Approximately 40 million miles of roadways encircle the earth, but humans tend to regard them only as infrastructure for our convenience. Yet roads have far-reaching—and deadly—consequences for the nonhuman world: one million animals are killed by cars each day in the U.S. alone. Roadways also fragment wildlife populations into inbred clusters, disrupt migration for creatures from antelope to salmon, allow invasive plants to spread, and even bend the arc of evolution itself. In this talk, moderated by LEAP Student Fellow Nathalie Sommer, environmental journalist Ben Goldfarb (M.E.M. '13) will discuss his new book, Crossings: How Road Ecology Is Shaping The Future of Our Planet. He will explore how roads have transformed our planet and the innovative solutions offered by road ecologists to address the existential threat roadways pose to many animal species.
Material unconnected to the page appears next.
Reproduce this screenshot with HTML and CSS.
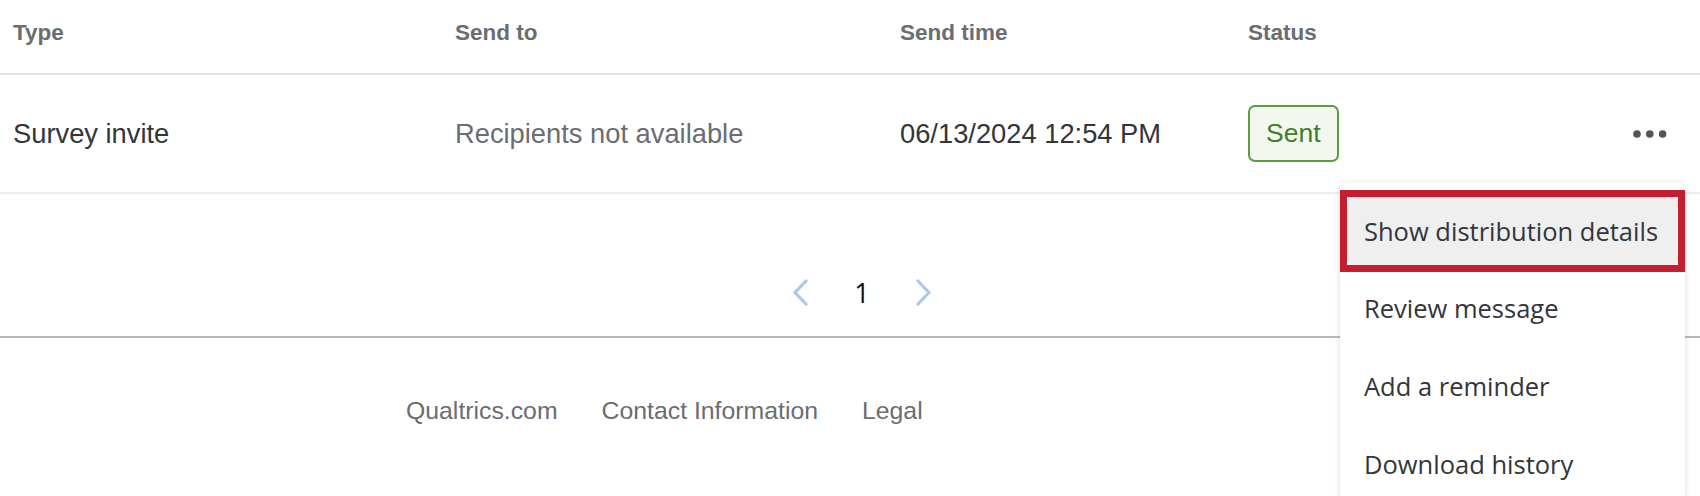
FILE: index.html
```html
<!DOCTYPE html>
<html lang="en">
<head>
<meta charset="utf-8">
<title>Distributions</title>
<link rel="stylesheet" href="styles.css">
</head>
<body>
<div class="page">
  <div class="table">
    <div class="row head">
      <div class="cell">Type</div>
      <div class="cell">Send to</div>
      <div class="cell">Send time</div>
      <div class="cell">Status</div>
      <div class="cell"></div>
    </div>
    <div class="row data">
      <div class="cell dark">Survey invite</div>
      <div class="cell muted">Recipients not available</div>
      <div class="cell dark">06/13/2024 12:54 PM</div>
      <div class="cell"><span class="badge">Sent</span></div>
      <div class="cell actions">
        <button class="more" aria-label="More actions">
          <svg width="34" height="8" viewBox="0 0 34 8"><circle cx="4" cy="4" r="3.8"/><circle cx="16.8" cy="4" r="3.8"/><circle cx="29.6" cy="4" r="3.8"/></svg>
        </button>
      </div>
    </div>
  </div>

  <div class="pager">
    <span class="chev">
      <svg width="18" height="27" viewBox="0 0 18 27"><path d="M15 2 L4 13.5 L15 25"/></svg>
    </span>
    <span class="pagenum">1</span>
    <span class="chev">
      <svg width="18" height="27" viewBox="0 0 18 27"><path d="M3 2 L14 13.5 L3 25"/></svg>
    </span>
  </div>

  <footer class="footer">
    <a class="flink">Qualtrics.com</a>
    <a class="flink">Contact Information</a>
    <a class="flink">Legal</a>
  </footer>

  <div class="menu">
    <div class="item active">Show distribution details</div>
    <div class="item">Review message</div>
    <div class="item">Add a reminder</div>
    <div class="item">Download history</div>
  </div>
</div>
</body>
</html>
```

FILE: styles.css
```css
* { box-sizing: border-box; }
html, body { margin: 0; padding: 0; background: #ffffff; }
body { width: 1700px; height: 496px; overflow: hidden; font-family: "Liberation Sans", Arial, sans-serif; }

.page { position: relative; width: 1700px; height: 496px; overflow: hidden; }

.row {
  display: grid;
  grid-template-columns: 442px 445px 348px 1fr auto;
  align-items: center;
  padding: 0 33px 0 13px;
}
.head {
  height: 75px;
  border-bottom: 2px solid #e2e2e2;
  font-weight: 700;
  font-size: 22.5px;
  color: #6a6d71;
  padding-bottom: 8px;
}
.data {
  height: 119px;
  border-bottom: 2px solid #ececec;
  font-size: 27.3px;
}
.dark { color: #32363a; }
.muted { color: #6a6d71; }

.badge {
  display: inline-flex;
  align-items: center;
  height: 57px;
  padding: 0 16px;
  border: 2px solid #5f9b45;
  border-radius: 7px;
  background: #f2f8ee;
  color: #3f7f2b;
  font-size: 26.5px;
}

.more {
  border: 0;
  background: none;
  padding: 0;
  display: flex;
  align-items: center;
}
.more svg { fill: #515458; display: block; }

.pager {
  height: 142px;
  padding: 85px 0 0 24px;
  display: flex;
  justify-content: center;
  align-items: flex-start;
}
.chev { display: flex; width: 18px; height: 27px; }
.chev svg { fill: none; stroke: #a8c8ef; stroke-width: 3.2; stroke-linecap: round; stroke-linejoin: round; }
.pagenum {
  font-family: "Open Sans", sans-serif;
  font-size: 27px;
  line-height: 27px;
  color: #111111;
  margin: 0 45px;
}

.footer {
  border-top: 2px solid #b8b8b8;
  padding: 58px 0 0 406px;
  display: flex;
  gap: 44px;
}
.flink {
  font-size: 24.8px;
  line-height: 30px;
  color: #6a6d71;
  text-decoration: none;
}

.menu {
  position: absolute;
  left: 1340px;
  top: 182px;
  width: 345px;
  height: 314px;
  padding: 8px 7px 0 7px;
  background: #ffffff;
  border-radius: 8px 8px 0 0;
  box-shadow: 0 1px 6px rgba(0, 0, 0, 0.14);
  font-family: "Open Sans", sans-serif;
  font-size: 25.5px;
  color: #32363a;
}
.item {
  height: 78px;
  display: flex;
  align-items: center;
  padding-left: 17px;
}
.item.active {
  position: relative;
  height: 68px;
  margin: 7px 0 4px 0;
  background: #efefef;
  border-radius: 6px;
}
.item.active::after {
  content: "";
  position: absolute;
  left: -7px;
  right: -7px;
  top: -7px;
  bottom: -7px;
  border: 7px solid #c41f30;
}
```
Ben Goldfarb is an independent conservation journalist and the author of Eager: The Surprising, Secret Life of Beavers and Why They Matter, winner of the 2019 PEN/E.O. Wilson Literary Science Writing Award. His latest book, Crossings, has been supported by grants from the Alicia Patterson Foundation and the Whiting Foundation. His writing has appeared in numerous publications, including The Atlantic, Science, The New York Times, The Washington Post, National Geographic, Yale Environment 360, and many more. He holds a Masters of Environmental Management from the Yale School of Forestry and Environmental Studies and a Bachelor of Arts from Amherst College.
This event is part of the Law, Ethics & Animals Program at Yale Law School's Fall Speaker Series. It is co-sponsored with New York University's Wild Animal Welfare Program, the Poynter Fellowship in Journalism at Yale, the Yale Animal Ethics Study Group, the Yale Animal Law Society, Yale Environmental Humanities, the Yale Environmental Law Association, and the Yale Journalism Initiative.